Wednesday, February 02, 2011

Okay, I was trying to hold off with writing a blog about the break up. But, the thing is... it is the only way I deal with my emotions.

In fact, I went home tonight, and was there for like 10 minutes. I was so emotionally stressed that I ate brownie with frosting. And, it felt soothing. No guilt. And, I am making myself a steak today.

So, what put me over the top?

Well, remember I had alot of stress from last week. And, I had school pressure. I was dealing. I was fine. Okay, a little less than fine.

I have been down in spirits like I didn't want to "hang out" with my friends. Fine, whatever. I chalked it up as part of the greiving process.. you know when a relationship ends.

Than, I checked my ex's profile. He has comments that sound alot like him pursuing someone else. If you want more details, I can tell you what they are.. but they are not exactly SP rated.

And, here I was feeling guilty about being happy to see another guy and being happy because my ex and I were not together. Hell, I sure am not pursuing anyone. We just broke up! On Saturday!

I feel like I am a bomb waiting to go off. Like I am going to lash out.. but at the wrong person.

I am hurt, frustrated, mad, ready to cry... pick any of the emotions.

But seriously! Couldn't he wait even a week?!! And, on Facebook?!!

Thanks for being so sensitive! Seriously!

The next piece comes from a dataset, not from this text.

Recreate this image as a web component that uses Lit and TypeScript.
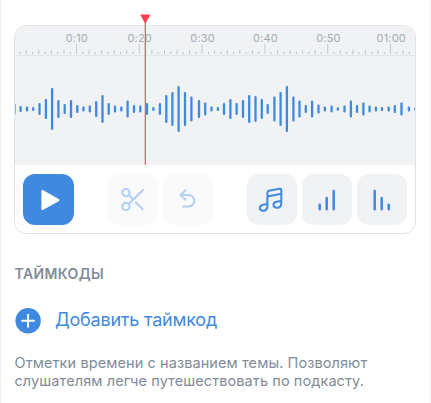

We were going to be friends but honestly, I don't think I can nor I want to. Also, I noticed towards the end we had nothing to talk about but what we did during the day. That's it. Even if we were friends, what would we talk about?!!!

Deep breath in.

I have homework I need to do but when I am this stressed out, I cannot think much less focus on ANYTHING else but the stress. So, I am going to go and get reacquainted with the arc trainer tonight and read my Women's Health magazine. This may mean I am up later since my heart rate will stay alleviated but I don't care. I guess if I am up later, it means I can do the studying I cannot focus on right now.

So, tonight's plan:
Steak
Arc Trainer
Maybe some strength training

  
  Member Comments About This Blog Post:

EMMANYC 2/6/2011 5:01PM

    Sorry to hear your ex is broadcasting his lack of classiness.

I once went out with a guy who dumped me, the night before the hardest exam I'd ever written in my life, for a woman he met in the laundry room of his building. I felt like Carrie on Sex in the City, who was dumped by "post-it note".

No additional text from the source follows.